- Directed by: Kurt Neumann
- Written by: Marcy Klauber Charles Williams Hans Jacoby Kurt Neumann Dalton Trumbo (uncredited) Michael Wilson (uncredited)
- Produced by: Frank King Maurice King
- Starring: Anne Baxter Steve Cochran Lyle Bettger
- Cinematography: Ernest Haller
- Music by: Willy Schmidt-Gentner
- Production companies: King Brothers Productions Westia Film
- Distributed by: RKO Radio Pictures
- Release date: April 16, 1954 (US);
- Running time: 95 minutes
- Countries: United States West Germany
- Language: English
- Box office: $2 million (US)

= Carnival Story =

1954 film

Carnival Story

Carnival Story is a 1954 American-West-German drama film directed by Kurt Neumann, produced by Frank King and Maurice King, starring Anne Baxter and Steve Cochran, and released by RKO Radio Pictures. It was made as a co-production between West Germany and the United States.

Sometimes this film is credited as a 3D feature, although it wasn't filmed or exhibited in a three-dimensional process. This idea in many sources may be based on a wrong note from Variety in 1953. Neumann simultaneously directed a German language version Circus of Love with Bernhard Wicki, Eva Bartok, and Curd Jürgens.

The melodrama set in a circus was filmed at the Bavaria Studios in Munich and on location in the city. The sets were designed by the art directors Hans Kuhnert and Theo Zwierski. The film was shot in Agfacolor with prints by Technicolor.

==Plot==
Grayson's Amerikanische Wunderschau ("American Show Of Wonders"), a traveling carnival, arrives in Munich with acts that include high-diver Frank Colloni and silent strongman Groppo. On the midway, local woman Willi picks the pocket of carny Joe Hammond. He catches her, takes an interest, and finds her a job in the cookhouse.

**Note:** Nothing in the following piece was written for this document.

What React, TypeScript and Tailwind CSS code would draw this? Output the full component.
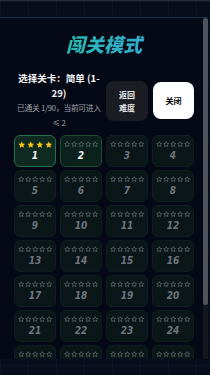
import React from 'react';

const levels = Array.from({ length: 29 }, (_, i) => i + 1);

function Star({ filled }: { filled: boolean }) {
  return (
    <svg viewBox="0 0 24 24" className={filled ? 'w-[7.5px] h-[7.5px]' : 'w-[6.5px] h-[6.5px]'}>
      <path
        d="M12 2.5l2.9 6.1 6.6.8-4.9 4.6 1.3 6.6L12 17.3l-5.9 3.3 1.3-6.6-4.9-4.6 6.6-.8z"
        fill={filled ? '#f7c71c' : 'none'}
        stroke={filled ? '#f7c71c' : '#525a5f'}
        strokeWidth={filled ? 1 : 3.5}
        strokeLinejoin="round"
      />
    </svg>
  );
}

function LevelCard({ n }: { n: number }) {
  const done = n === 1;
  const open = n <= 2;
  return (
    <div
      className={`h-[32px] rounded-[6px] border flex flex-col items-center justify-center ${
        done
          ? 'bg-[#0f2a21] border-[#23704a]'
          : open
          ? 'bg-[#0b211b] border-[#1b4b34]'
          : 'bg-[#0b1619] border-[#101c20]'
      }`}
    >
      <div className={`flex items-center ${done ? 'gap-[1.5px]' : 'gap-[0.5px]'}`}>
        {done
          ? [0, 1, 2, 3].map((i) => <Star key={i} filled />)
          : [0, 1, 2, 3, 4].map((i) => <Star key={i} filled={false} />)}
      </div>
      <span
        className={`mt-[2px] text-[10px] leading-[11px] italic font-bold font-['Liberation_Sans_Narrow','DejaVu_Sans_Condensed','Liberation_Sans',sans-serif] ${
          open ? 'text-[#f1f3f5]' : 'text-[#6f757d]'
        }`}
      >
        {n}
      </span>
    </div>
  );
}

export default function App() {
  return (
    <div className="relative h-[375px] w-full overflow-hidden border-t border-[#2a2f3a] bg-[#080d1b] bg-[linear-gradient(rgba(40,70,130,0.13)_1px,transparent_1px),linear-gradient(90deg,rgba(40,70,130,0.13)_1px,transparent_1px)] bg-[size:28px_28px] font-['Noto_Sans_CJK_SC','Noto_Sans',sans-serif]">
      <div className="absolute left-0 right-[2px] top-[16px] bottom-[16px] bg-[#050915] border-t border-[#16304d]">
        <div className="h-full overflow-y-auto [scrollbar-width:none]">
          <div className="pt-[14px] pb-[8px] pl-[14px] pr-[14px]">
            <h1 className="text-center text-[19px] leading-[24px] font-black italic bg-linear-to-r from-[#22c49a] to-[#3a9ee0] bg-clip-text text-transparent">
              闯关模式
            </h1>

            <div className="mt-[15px] flex items-center">
              <div className="flex-1 min-w-0 text-center">
                <div className="text-[9.5px] leading-[14.5px] font-bold text-[#f3f4f6] px-[3px]">
                  选择关卡：简单 (1-29)
                </div>
                <div className="text-[7.8px] leading-[15px] tracking-[-0.3px] whitespace-nowrap text-[#9ca1a8]">
                  已通关 1/90，当前可进入
                  <br />≤ 2
                </div>
              </div>
              <button className="ml-[2px] w-[42px] h-[40px] shrink-0 rounded-[8px] bg-[#1b1d23] text-[8px] leading-[13px] font-bold text-[#e5e7eb]">
                返回
                <br />
                难度
              </button>
              <button className="ml-[5px] w-[41px] h-[37px] shrink-0 rounded-[8px] bg-white text-[8px] font-bold text-black">
                关闭
              </button>
            </div>

            <div className="mt-[5px] grid grid-cols-4 gap-x-[4px] gap-y-[3px]">
              {levels.map((n) => (
                <LevelCard key={n} n={n} />
              ))}
            </div>
          </div>
        </div>
        {/* scrollbar */}
        <div className="absolute right-0 top-0 bottom-0 w-[5px] bg-[#141720]">
          <div className="h-[287px] rounded-full bg-[#4d525c]" />
        </div>
      </div>
    </div>
  );
}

Willi and Joe become romantically involved. Frank offers to teach her the high dive, and after obtaining Joe's blessing, she accepts. On her first night as part of the act, Frank proposes. Willi doesn't love Frank, and tells Joe, whom she does love. Joe encourages her to marry Frank for his money, assuring her that the marriage won't come between them. Willi is furious at his attitude; she and Frank are soon married.

Photographer Bill Vines is putting together a magazine spread on the Great Collonis as the couple's fame grows. Frank beats Joe after catching him with Willi, and Joe is banished from the carnival. Shortly after, Frank plunges to his death when a ladder rung breaks.

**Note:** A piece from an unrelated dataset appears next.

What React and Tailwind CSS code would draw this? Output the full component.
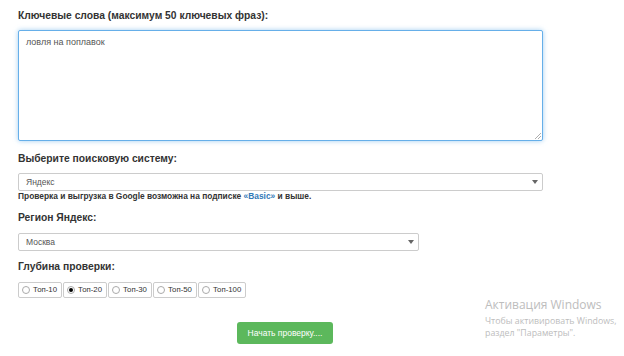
import { useState } from "react";

const depths = ["Топ-10", "Топ-20", "Топ-30", "Топ-50", "Топ-100"];

function Arrow() {
  return (
    <svg width="6" height="4" viewBox="0 0 6 4" className="shrink-0">
      <path d="M0 0 L6 0 L3 4 Z" fill="#666" />
    </svg>
  );
}

export default function App() {
  const [depth, setDepth] = useState("Топ-20");

  return (
    <div
      className="relative w-[624px] h-[356px] bg-white overflow-hidden text-[#333]"
      style={{ fontFamily: '"Liberation Sans", Arial, sans-serif' }}
    >
      <div className="pl-[18px] pt-[9px] flex flex-col">
        {/* Keywords */}
        <label className="h-[14px] leading-[14px] text-[10.3px] font-bold">
          Ключевые слова (максимум 50 ключевых фраз):
        </label>
        <div className="relative mt-[7px] w-[525px] h-[111px] border border-[#66afe9] rounded-[2px] shadow-[0_0_5px_rgba(102,175,233,0.6)] bg-white">
          <div className="pl-[7px] pt-[6px] text-[9px] leading-[11px] text-[#555]">
            ловля на поплавок
          </div>
          <svg width="6" height="6" viewBox="0 0 6 6" className="absolute right-[1px] bottom-[1px]">
            <path d="M6 0 L0 6 M6 3 L3 6" stroke="#999" strokeWidth="0.8" />
          </svg>
        </div>

        {/* Search engine */}
        <label className="mt-[11px] h-[14px] leading-[14px] text-[10.3px] font-bold">
          Выберите поисковую систему:
        </label>
        <div className="mt-[7px] w-[525px] h-[18px] border border-[#ccc] rounded-[2px] flex items-center justify-between pl-[7px] pr-[4px]">
          <span className="text-[8.5px] text-[#555]">Яндекс</span>
          <Arrow />
        </div>
        <p className="h-[11px] leading-[11px] text-[8.4px] font-bold whitespace-nowrap">
          Проверка и выгрузка в Google возможна на подписке{" "}
          <span className="text-[#337ab7]">«Basic»</span> и выше.
        </p>

        {/* Region */}
        <label className="mt-[9px] h-[14px] leading-[14px] text-[10.3px] font-bold">
          Регион Яндекс:
        </label>
        <div className="mt-[8px] w-[401px] h-[18px] border border-[#ccc] rounded-[2px] flex items-center justify-between pl-[7px] pr-[4px]">
          <span className="text-[8.5px] text-[#555]">Москва</span>
          <Arrow />
        </div>

        {/* Depth */}
        <label className="mt-[9px] h-[14px] leading-[14px] text-[10.3px] font-bold">
          Глубина проверки:
        </label>
        <div className="mt-[8px] flex gap-[1px]">
          {depths.map((d) => (
            <button
              key={d}
              onClick={() => setDepth(d)}
              className="h-[16px] border border-[#ccc] rounded-[2px] flex items-center gap-[3px] pl-[3px] pr-[4px] text-[7.8px] text-[#333]"
            >
              <span className="w-[8px] h-[8px] rounded-full border border-[#aaa] flex items-center justify-center bg-white">
                {depth === d && <span className="w-[4px] h-[4px] rounded-full bg-black" />}
              </span>
              {d}
            </button>
          ))}
        </div>

        {/* Submit */}
        <div className="mt-[21px] pl-[219px]">
          <button className="w-[96px] h-[22px] rounded-[3px] bg-[#5cb85c] text-white text-[8.5px]">
            Начать проверку....
          </button>
        </div>
      </div>

      {/* Windows activation watermark */}
      <div
        className="absolute left-[485px] top-[297px] text-[#bdbdbd] pointer-events-none"
        style={{ fontFamily: '"Open Sans", "Noto Sans", sans-serif' }}
      >
        <div className="text-[12px] leading-[16px]">Активация Windows</div>
        <div className="text-[8.8px] leading-[12px] mt-[2px] whitespace-nowrap">Чтобы активировать Windows,</div>
        <div className="text-[8.8px] leading-[12px] whitespace-nowrap">раздел "Параметры".</div>
      </div>
    </div>
  );
}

Bill's pictures are published and he befriends Willi. Joe reappears and spends the night with Willi. In the morning he is gone, along with Willi's money. She is badly injured performing a dive and requires a lengthy stay in hospital. As she had become the major attraction, business dries up at the carnival, and it moves to Frankfurt.

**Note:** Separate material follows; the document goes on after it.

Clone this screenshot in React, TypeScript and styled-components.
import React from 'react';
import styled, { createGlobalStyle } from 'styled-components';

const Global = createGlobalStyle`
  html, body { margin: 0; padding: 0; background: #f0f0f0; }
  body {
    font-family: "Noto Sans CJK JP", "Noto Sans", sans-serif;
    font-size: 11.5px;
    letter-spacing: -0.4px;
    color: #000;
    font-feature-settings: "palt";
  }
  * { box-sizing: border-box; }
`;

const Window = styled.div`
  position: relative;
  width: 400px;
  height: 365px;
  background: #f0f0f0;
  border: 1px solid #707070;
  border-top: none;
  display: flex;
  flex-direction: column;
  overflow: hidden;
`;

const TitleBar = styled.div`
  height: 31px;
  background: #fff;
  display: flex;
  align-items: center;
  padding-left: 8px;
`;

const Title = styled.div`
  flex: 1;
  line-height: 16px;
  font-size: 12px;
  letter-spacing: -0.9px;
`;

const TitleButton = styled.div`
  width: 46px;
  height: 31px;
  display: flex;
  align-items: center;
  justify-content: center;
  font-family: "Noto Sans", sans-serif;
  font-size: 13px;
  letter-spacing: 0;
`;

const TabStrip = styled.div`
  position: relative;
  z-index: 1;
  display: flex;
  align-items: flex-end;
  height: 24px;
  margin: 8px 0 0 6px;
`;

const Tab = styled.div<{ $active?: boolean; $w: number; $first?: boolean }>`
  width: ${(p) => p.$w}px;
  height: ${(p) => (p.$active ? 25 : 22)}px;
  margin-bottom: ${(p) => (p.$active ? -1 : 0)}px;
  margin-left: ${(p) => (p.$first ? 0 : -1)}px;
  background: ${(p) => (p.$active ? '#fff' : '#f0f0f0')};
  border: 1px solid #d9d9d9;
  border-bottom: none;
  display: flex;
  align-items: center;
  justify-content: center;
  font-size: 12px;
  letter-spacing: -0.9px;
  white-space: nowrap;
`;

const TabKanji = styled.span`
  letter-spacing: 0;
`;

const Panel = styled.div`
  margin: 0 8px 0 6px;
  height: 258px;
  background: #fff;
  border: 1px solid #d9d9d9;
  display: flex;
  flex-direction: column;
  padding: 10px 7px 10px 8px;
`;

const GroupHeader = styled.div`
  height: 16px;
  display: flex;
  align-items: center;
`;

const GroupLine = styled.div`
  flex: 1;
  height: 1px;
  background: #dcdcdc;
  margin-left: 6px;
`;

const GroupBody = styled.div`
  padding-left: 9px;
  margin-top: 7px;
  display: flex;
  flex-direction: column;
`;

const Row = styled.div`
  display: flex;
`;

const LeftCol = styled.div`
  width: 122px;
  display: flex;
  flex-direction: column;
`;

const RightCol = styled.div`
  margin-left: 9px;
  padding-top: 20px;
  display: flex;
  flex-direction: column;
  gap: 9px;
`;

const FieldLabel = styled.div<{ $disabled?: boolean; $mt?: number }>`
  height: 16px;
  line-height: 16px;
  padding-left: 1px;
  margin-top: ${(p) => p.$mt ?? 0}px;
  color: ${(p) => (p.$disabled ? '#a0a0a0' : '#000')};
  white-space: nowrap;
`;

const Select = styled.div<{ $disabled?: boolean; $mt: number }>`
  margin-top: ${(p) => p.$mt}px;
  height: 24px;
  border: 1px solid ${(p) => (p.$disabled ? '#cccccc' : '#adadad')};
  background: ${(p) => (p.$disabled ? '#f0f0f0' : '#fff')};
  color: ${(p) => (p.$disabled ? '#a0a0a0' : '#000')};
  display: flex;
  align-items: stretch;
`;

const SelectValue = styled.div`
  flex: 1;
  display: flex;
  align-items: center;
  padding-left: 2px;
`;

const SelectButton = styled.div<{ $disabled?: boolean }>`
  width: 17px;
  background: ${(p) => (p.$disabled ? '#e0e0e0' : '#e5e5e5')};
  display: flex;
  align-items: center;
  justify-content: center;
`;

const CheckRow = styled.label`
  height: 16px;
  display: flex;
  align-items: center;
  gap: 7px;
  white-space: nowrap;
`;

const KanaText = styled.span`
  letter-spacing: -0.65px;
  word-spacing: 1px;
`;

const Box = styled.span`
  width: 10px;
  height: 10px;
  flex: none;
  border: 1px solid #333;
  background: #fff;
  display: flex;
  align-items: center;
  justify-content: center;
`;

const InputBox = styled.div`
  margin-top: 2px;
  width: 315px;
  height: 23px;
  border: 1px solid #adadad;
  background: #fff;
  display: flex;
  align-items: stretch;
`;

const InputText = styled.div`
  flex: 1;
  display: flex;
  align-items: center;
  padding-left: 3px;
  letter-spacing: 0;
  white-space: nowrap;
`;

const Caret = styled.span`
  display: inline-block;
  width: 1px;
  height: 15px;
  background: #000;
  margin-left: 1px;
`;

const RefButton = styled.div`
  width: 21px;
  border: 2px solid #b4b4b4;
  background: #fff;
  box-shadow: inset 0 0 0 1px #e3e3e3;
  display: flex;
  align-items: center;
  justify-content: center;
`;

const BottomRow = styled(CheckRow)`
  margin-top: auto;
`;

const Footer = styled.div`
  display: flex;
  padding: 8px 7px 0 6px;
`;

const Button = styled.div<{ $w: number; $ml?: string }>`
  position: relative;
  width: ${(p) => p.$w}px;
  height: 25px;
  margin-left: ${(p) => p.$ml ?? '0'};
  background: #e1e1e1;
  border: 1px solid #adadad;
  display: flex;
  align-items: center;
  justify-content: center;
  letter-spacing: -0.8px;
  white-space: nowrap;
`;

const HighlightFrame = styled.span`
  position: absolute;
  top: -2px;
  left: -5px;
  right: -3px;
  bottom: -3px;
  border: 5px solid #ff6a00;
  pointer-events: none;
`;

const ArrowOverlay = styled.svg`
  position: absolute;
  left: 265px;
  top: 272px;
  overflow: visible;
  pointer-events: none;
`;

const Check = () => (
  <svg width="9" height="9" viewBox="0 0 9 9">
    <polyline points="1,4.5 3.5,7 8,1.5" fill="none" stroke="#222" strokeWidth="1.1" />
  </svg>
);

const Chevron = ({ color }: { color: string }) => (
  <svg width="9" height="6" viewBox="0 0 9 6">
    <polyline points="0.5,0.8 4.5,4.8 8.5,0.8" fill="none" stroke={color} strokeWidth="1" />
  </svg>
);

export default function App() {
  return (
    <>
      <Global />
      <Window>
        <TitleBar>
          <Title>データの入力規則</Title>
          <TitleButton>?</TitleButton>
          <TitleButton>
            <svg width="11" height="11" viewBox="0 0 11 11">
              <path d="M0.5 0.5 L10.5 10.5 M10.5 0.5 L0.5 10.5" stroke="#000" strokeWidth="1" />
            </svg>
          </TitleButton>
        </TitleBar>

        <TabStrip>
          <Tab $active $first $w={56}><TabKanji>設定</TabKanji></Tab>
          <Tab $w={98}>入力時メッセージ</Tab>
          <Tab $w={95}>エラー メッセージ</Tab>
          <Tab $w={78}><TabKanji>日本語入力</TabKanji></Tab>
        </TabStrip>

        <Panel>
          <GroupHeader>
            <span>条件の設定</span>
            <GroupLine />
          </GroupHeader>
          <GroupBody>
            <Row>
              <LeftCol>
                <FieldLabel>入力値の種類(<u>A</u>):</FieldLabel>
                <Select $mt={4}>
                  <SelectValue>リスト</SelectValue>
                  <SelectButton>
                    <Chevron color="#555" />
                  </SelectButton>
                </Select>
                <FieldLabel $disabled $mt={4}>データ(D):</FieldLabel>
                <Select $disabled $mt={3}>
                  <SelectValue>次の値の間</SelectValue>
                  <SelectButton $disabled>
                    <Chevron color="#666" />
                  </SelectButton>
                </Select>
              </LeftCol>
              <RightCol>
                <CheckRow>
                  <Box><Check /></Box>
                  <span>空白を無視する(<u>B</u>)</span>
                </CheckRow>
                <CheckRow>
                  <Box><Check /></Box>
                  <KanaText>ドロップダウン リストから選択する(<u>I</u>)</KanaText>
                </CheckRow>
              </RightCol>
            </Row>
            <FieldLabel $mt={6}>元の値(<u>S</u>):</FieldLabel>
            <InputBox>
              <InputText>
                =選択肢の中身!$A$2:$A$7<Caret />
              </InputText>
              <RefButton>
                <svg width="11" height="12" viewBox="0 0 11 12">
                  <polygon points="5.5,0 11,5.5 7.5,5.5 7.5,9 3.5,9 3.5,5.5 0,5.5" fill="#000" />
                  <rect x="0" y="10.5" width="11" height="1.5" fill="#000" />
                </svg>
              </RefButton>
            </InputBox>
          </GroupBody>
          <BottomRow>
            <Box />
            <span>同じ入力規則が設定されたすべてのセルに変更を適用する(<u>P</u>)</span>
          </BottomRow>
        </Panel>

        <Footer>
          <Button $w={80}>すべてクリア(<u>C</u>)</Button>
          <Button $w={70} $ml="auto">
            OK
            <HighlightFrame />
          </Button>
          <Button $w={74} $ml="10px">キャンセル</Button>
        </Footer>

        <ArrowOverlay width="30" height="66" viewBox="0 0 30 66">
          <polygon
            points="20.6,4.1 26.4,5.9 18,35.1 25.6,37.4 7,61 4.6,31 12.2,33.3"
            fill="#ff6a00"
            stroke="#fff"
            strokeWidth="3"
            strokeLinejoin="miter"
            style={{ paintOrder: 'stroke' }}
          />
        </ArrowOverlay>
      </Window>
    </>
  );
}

Bill is a constant presence during Willi's convalescence and he wants to marry her, but she is reluctant. Against his wishes, she returns to the carnival. Joe is back too, but she is no longer interested. He reveals that he was responsible for Frank's supposed accident, and threatens to implicate her. Enraged by her rejection, Joe begins to strangle her. Groppo intervenes and kills Joe. Groppo is arrested; Bill comforts Willi.

== Cast ==
- Anne Baxter as Willi
- Steve Cochran as Joe Hammond
- Lyle Bettger as Frank Colloni
- George Nader as Bill Vines
- Helene Stanley as Peggy
- Jay C. Flippen as Charley Grayson
- Ady Berber as Groppo

==Release==
King Brothers Productions later sued RKO for mismanaging the distribution and sale of the film, claiming $20,000 in damages.